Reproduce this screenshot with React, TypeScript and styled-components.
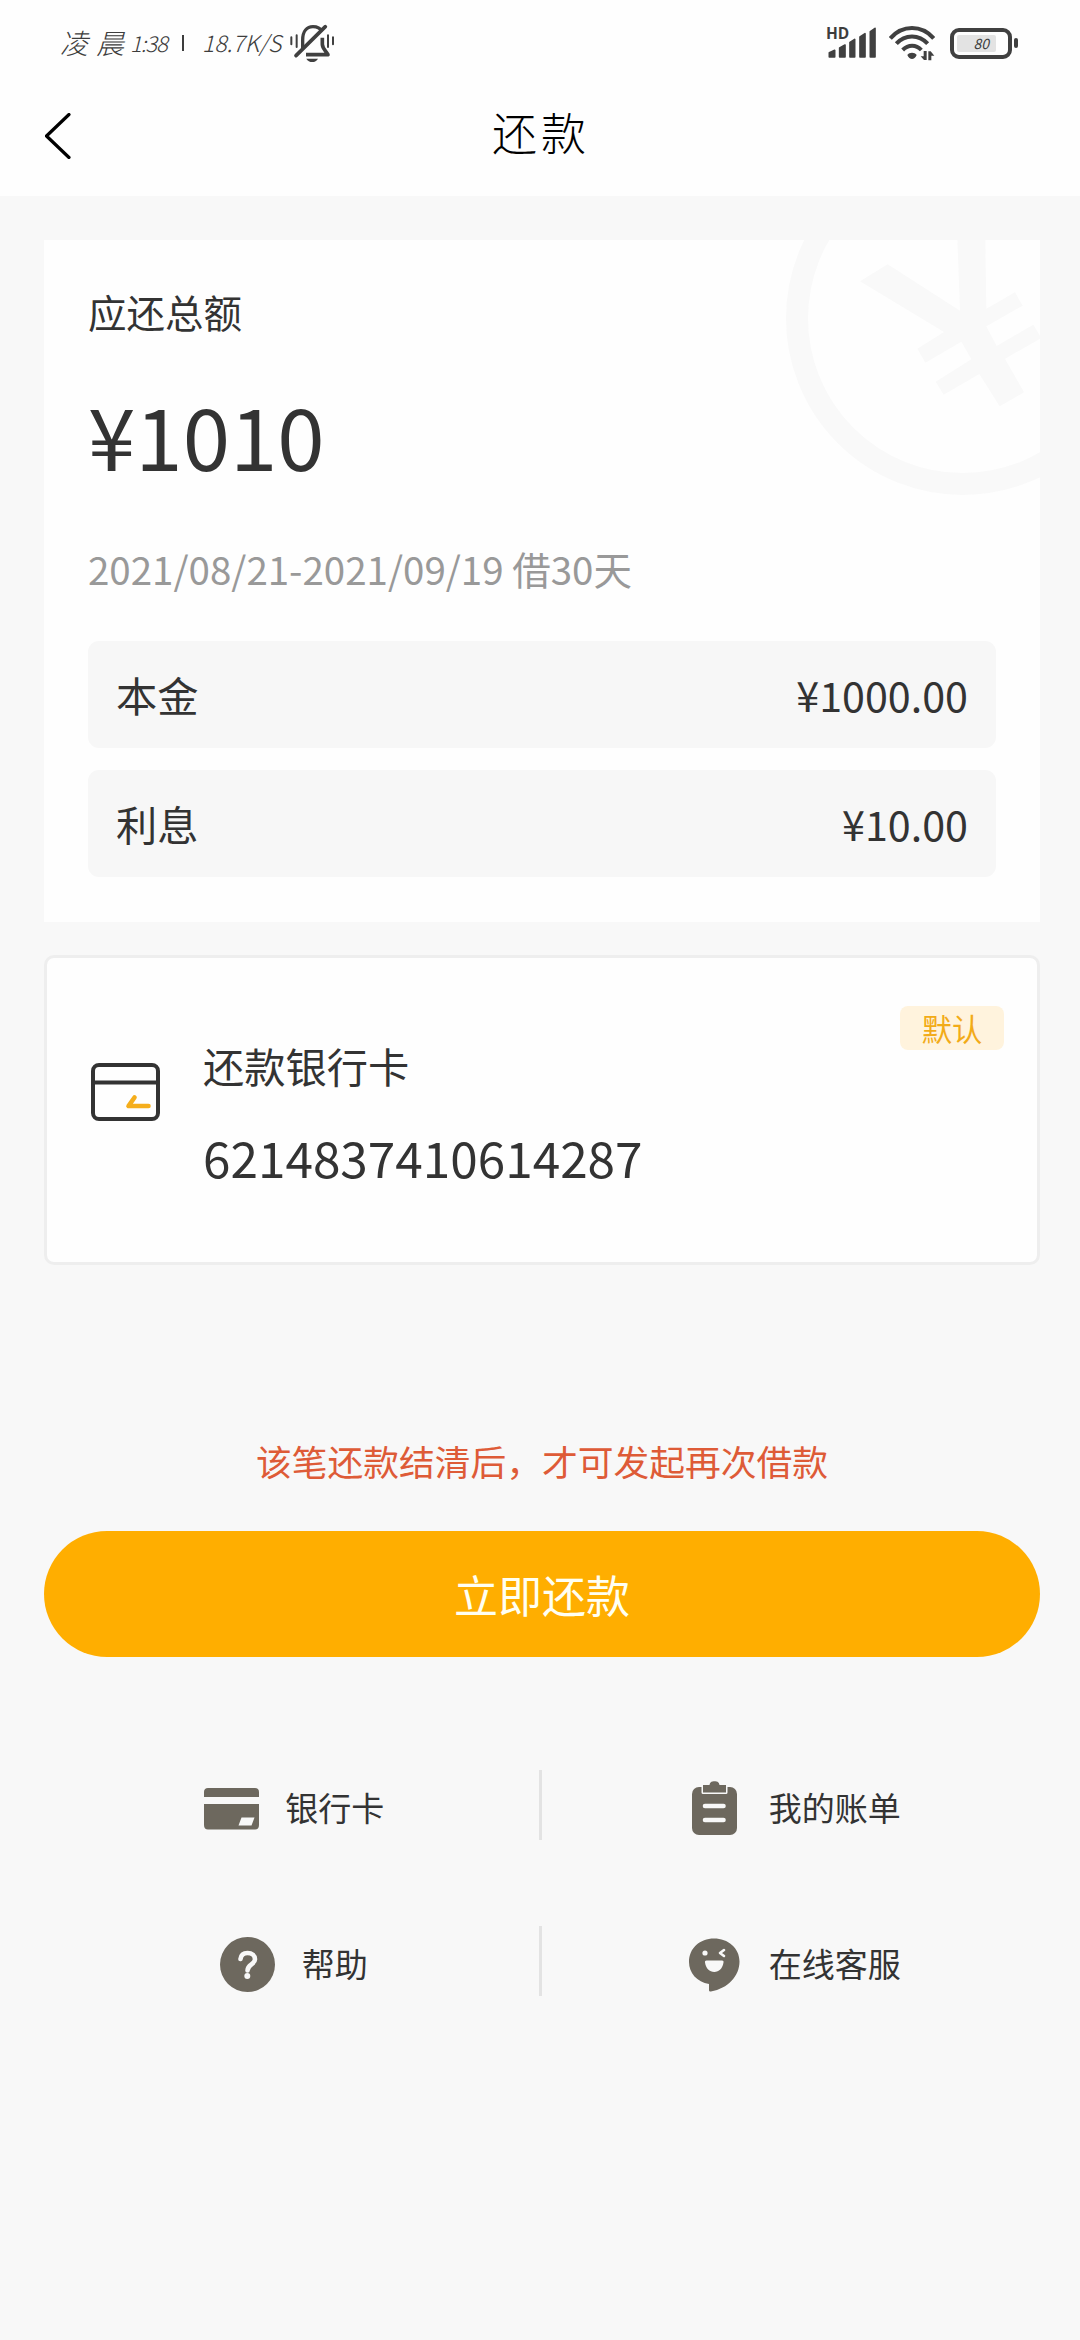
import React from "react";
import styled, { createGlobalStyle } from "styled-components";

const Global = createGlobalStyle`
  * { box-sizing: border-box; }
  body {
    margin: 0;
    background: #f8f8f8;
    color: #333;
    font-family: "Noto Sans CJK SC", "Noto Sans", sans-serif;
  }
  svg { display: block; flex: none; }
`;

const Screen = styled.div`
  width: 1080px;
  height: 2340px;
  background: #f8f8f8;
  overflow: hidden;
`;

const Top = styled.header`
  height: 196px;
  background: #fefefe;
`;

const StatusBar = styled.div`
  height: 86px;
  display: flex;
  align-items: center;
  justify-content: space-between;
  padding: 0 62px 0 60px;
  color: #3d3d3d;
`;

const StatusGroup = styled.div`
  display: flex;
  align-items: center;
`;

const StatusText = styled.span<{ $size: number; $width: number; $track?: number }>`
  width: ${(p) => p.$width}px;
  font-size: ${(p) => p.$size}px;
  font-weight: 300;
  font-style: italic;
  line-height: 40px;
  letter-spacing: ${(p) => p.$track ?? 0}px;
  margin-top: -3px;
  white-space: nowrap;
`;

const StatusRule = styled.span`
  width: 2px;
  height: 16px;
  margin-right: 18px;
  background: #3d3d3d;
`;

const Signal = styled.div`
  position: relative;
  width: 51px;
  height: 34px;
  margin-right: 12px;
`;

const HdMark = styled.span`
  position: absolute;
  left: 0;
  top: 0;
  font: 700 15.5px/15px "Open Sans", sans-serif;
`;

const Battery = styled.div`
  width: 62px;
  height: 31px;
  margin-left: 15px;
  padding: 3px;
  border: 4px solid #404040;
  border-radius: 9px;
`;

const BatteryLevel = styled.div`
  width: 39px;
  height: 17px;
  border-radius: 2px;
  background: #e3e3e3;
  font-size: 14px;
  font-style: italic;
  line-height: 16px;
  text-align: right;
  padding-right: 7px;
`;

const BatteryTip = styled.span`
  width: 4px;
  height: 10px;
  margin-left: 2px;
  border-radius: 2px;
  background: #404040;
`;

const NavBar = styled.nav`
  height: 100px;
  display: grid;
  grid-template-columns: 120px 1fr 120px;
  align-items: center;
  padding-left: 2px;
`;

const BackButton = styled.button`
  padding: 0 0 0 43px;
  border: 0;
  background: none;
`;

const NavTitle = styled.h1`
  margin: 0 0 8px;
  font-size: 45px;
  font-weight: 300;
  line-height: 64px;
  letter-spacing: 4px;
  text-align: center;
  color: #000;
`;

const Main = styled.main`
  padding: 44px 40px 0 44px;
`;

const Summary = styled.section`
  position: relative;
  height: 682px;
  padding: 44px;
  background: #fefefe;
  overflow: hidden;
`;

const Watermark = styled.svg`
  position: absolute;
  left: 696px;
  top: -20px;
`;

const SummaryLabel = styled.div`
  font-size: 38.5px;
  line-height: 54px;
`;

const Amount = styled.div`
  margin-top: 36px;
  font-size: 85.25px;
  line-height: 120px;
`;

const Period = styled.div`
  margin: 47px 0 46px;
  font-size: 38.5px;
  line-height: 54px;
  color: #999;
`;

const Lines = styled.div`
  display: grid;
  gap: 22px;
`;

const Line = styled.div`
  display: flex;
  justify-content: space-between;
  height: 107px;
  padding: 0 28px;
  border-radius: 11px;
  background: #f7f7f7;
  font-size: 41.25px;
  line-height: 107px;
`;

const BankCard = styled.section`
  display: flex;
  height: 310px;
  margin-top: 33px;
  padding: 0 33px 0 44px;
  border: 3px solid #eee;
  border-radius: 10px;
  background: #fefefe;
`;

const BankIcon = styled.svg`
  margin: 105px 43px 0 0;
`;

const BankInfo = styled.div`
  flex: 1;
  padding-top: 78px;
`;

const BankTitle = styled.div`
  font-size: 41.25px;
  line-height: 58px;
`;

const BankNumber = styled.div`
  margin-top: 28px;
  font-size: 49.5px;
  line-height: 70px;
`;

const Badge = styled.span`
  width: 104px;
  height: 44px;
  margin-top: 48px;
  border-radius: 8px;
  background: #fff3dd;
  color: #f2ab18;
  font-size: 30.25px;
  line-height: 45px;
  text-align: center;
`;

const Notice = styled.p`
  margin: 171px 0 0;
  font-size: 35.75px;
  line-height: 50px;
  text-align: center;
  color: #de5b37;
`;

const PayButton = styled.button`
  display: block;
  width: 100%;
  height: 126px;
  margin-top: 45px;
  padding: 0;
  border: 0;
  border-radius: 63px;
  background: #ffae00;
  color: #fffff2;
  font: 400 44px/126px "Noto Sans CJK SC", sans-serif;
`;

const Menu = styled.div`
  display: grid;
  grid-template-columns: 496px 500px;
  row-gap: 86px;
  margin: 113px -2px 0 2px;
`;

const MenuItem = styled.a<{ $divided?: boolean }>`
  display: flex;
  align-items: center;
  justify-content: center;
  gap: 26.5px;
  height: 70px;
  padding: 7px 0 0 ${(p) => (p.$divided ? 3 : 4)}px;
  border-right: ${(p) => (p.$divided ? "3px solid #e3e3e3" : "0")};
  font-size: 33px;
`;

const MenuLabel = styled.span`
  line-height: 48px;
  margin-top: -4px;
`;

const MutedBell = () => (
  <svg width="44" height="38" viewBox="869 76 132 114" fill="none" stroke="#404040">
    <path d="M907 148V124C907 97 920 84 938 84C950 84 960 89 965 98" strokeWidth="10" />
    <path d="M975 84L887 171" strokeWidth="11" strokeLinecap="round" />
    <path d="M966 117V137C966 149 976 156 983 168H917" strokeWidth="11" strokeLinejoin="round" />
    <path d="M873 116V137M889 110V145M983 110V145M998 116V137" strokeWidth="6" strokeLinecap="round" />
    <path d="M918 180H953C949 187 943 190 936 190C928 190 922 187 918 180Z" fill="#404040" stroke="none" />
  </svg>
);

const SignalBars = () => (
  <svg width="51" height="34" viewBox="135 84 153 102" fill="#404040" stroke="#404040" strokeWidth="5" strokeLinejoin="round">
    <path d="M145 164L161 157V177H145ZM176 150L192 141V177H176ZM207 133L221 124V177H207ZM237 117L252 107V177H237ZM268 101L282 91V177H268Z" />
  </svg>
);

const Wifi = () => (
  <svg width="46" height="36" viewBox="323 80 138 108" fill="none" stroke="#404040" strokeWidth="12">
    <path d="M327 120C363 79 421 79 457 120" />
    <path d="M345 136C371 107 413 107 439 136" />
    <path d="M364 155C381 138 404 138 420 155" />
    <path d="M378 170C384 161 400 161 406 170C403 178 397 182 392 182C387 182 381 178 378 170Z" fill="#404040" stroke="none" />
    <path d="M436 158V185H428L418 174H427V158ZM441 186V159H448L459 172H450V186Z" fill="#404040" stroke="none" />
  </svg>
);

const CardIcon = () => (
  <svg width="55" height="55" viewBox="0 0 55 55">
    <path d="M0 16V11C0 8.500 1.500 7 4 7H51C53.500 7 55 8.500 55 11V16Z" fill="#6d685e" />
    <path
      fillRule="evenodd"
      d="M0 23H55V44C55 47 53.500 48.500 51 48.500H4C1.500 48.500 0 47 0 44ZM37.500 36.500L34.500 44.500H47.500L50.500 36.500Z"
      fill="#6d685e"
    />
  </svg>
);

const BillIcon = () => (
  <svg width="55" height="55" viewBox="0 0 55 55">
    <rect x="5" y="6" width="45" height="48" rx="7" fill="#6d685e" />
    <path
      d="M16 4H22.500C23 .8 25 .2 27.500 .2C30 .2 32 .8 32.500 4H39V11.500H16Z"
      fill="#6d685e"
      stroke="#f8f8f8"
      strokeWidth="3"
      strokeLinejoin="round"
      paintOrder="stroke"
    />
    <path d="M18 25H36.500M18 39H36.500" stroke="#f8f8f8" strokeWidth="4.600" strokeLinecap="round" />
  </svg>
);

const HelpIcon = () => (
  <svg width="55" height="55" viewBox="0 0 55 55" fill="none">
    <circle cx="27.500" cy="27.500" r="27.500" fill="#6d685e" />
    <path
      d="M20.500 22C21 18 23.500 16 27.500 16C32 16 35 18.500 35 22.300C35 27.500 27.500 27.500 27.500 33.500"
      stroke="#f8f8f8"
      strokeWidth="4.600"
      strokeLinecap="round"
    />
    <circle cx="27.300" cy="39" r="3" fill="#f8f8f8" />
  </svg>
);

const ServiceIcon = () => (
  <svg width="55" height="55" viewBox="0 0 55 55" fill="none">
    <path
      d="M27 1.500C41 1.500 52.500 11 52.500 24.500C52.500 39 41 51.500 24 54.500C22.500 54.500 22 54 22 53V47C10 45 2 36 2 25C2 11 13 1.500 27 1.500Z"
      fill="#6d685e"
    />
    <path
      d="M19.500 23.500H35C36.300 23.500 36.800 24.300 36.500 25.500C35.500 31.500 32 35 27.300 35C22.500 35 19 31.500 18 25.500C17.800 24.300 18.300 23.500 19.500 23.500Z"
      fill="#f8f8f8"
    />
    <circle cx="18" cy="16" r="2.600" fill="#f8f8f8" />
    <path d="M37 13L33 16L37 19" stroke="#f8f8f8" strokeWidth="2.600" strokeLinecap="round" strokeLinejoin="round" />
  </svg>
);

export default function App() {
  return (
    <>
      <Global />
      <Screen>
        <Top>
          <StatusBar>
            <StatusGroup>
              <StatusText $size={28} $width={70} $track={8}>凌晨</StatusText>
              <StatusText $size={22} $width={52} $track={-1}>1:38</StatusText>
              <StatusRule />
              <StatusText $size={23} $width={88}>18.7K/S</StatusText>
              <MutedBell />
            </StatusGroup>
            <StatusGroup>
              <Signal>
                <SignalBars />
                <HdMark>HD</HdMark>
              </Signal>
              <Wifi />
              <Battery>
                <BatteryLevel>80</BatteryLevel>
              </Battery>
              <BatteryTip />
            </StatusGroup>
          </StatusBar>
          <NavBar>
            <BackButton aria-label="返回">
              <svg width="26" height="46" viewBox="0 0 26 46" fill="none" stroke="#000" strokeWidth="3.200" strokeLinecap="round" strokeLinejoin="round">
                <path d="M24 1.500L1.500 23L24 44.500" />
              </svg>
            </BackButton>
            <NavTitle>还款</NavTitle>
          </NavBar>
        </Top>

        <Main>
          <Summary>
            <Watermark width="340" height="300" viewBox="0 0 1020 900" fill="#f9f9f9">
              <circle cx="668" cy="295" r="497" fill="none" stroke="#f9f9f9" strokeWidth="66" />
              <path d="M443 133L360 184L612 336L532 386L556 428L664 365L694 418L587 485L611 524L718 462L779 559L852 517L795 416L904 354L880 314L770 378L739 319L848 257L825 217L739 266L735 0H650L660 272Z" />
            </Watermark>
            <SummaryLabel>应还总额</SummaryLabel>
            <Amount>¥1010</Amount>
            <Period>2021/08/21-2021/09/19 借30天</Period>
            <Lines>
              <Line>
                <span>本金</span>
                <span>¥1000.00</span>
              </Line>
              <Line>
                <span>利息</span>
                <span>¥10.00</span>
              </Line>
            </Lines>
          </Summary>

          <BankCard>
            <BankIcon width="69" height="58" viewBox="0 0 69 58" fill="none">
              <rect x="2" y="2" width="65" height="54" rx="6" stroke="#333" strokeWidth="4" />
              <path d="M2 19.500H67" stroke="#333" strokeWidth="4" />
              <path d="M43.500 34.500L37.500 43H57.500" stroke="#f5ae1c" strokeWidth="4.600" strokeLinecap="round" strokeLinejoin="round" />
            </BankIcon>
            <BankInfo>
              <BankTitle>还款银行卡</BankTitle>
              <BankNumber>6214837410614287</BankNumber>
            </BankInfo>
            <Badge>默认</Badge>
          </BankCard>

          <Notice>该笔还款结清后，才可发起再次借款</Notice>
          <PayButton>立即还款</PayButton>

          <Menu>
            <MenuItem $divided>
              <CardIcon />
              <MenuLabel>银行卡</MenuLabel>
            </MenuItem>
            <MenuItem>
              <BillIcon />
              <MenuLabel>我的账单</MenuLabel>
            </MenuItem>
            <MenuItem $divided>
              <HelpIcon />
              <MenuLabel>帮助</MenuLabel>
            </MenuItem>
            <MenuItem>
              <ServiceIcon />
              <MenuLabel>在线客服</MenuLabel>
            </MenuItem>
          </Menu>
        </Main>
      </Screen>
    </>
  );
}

• [PROBLEM TO SOLVE]
Read through the data and copy every line where "components" shows up.

• [ANSWER TO THIS PROBLEM]
Reproduce this screenshot with React, TypeScript and styled-components.
import styled, { createGlobalStyle } from "styled-components";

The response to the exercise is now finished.